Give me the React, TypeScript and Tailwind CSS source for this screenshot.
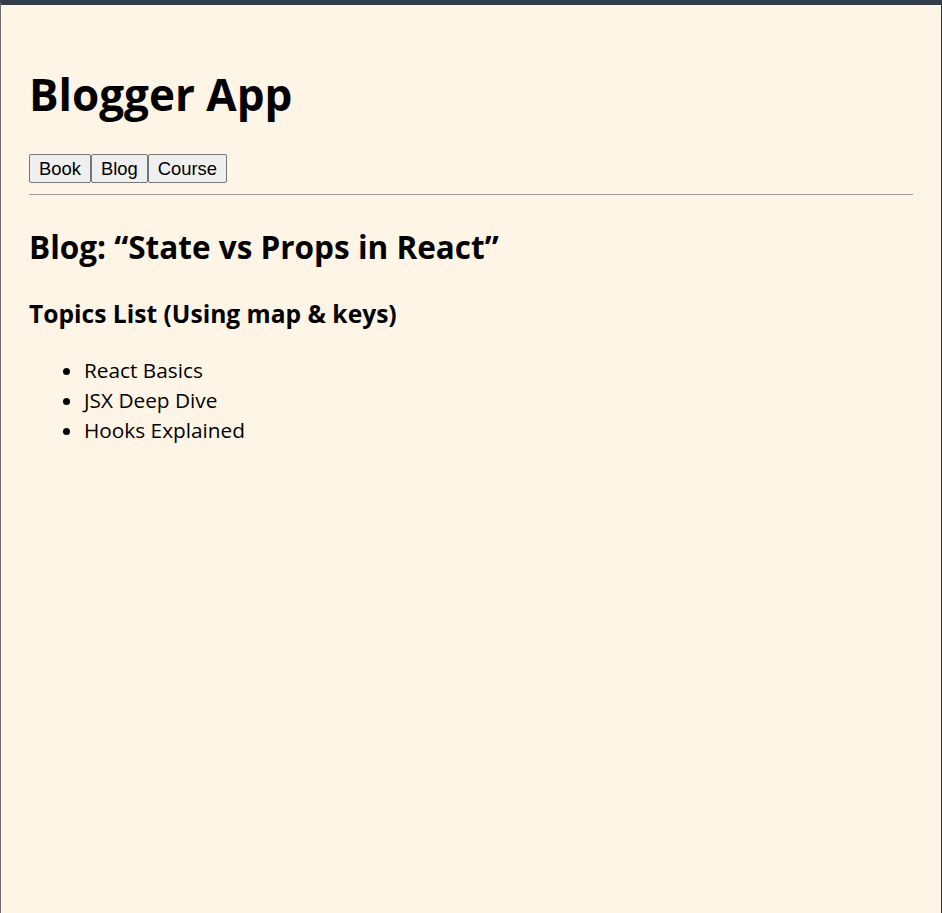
import React from "react";

const topics = ["React Basics", "JSX Deep Dive", "Hooks Explained"];
const tabs = ["Book", "Blog", "Course"];

export default function App() {
  return (
    <div className="min-h-[913px] bg-[#fff5e6] border-t-[5px] border-t-[#343d4c] border-l border-l-[#6e6e6e] border-r border-r-[#2f2f2f] px-[28px] text-black font-['Open_Sans',sans-serif]">
      <h1 className="mt-[67px] text-[44px] leading-[44px] font-bold">Blogger App</h1>

      <div className="mt-[38px] flex">
        {tabs.map((t) => (
          <button
            key={t}
            className="h-[29px] px-[9px] text-[18.4px] leading-[21px] font-['Liberation_Sans',Arial,sans-serif] bg-[#efefef] border border-[#767676] rounded-[2px]"
          >
            {t}
          </button>
        ))}
      </div>

      <hr className="mt-[11px] border-0 border-t border-t-[#9a9a9a]" />

      {/* blog section */}
      <h2 className="mt-[36px] text-[31.5px] leading-[31.5px] font-bold">Blog: “State vs Props in React”</h2>
      <h3 className="mt-[39px] text-[24.6px] leading-[24.6px] font-bold">Topics List (Using map &amp; keys)</h3>

      <ul className="mt-[29px] pl-[55px] list-disc text-[20.8px] leading-[30px]">
        {topics.map((topic) => (
          <li key={topic}>{topic}</li>
        ))}
      </ul>
    </div>
  );
}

● ● ●

## Exercise task
Repeat all of the data above word for word, minus the pictures.

## Task answer
Give me the React, TypeScript and Tailwind CSS source for this screenshot.
import React from "react";

const topics = ["React Basics", "JSX Deep Dive", "Hooks Explained"];
const tabs = ["Book", "Blog", "Course"];

export default function App() {
  return (
    <div className="min-h-[913px] bg-[#fff5e6] border-t-[5px] border-t-[#343d4c] border-l border-l-[#6e6e6e] border-r border-r-[#2f2f2f] px-[28px] text-black font-['Open_Sans',sans-serif]">
      <h1 className="mt-[67px] text-[44px] leading-[44px] font-bold">Blogger App</h1>

      <div className="mt-[38px] flex">
        {tabs.map((t) => (
          <button
            key={t}
            className="h-[29px] px-[9px] text-[18.4px] leading-[21px] font-['Liberation_Sans',Arial,sans-serif] bg-[#efefef] border border-[#767676] rounded-[2px]"
          >
            {t}
          </button>
        ))}
      </div>

      <hr className="mt-[11px] border-0 border-t border-t-[#9a9a9a]" />

      {/* blog section */}
      <h2 className="mt-[36px] text-[31.5px] leading-[31.5px] font-bold">Blog: “State vs Props in React”</h2>
      <h3 className="mt-[39px] text-[24.6px] leading-[24.6px] font-bold">Topics List (Using map &amp; keys)</h3>

      <ul className="mt-[29px] pl-[55px] list-disc text-[20.8px] leading-[30px]">
        {topics.map((topic) => (
          <li key={topic}>{topic}</li>
        ))}
      </ul>
    </div>
  );
}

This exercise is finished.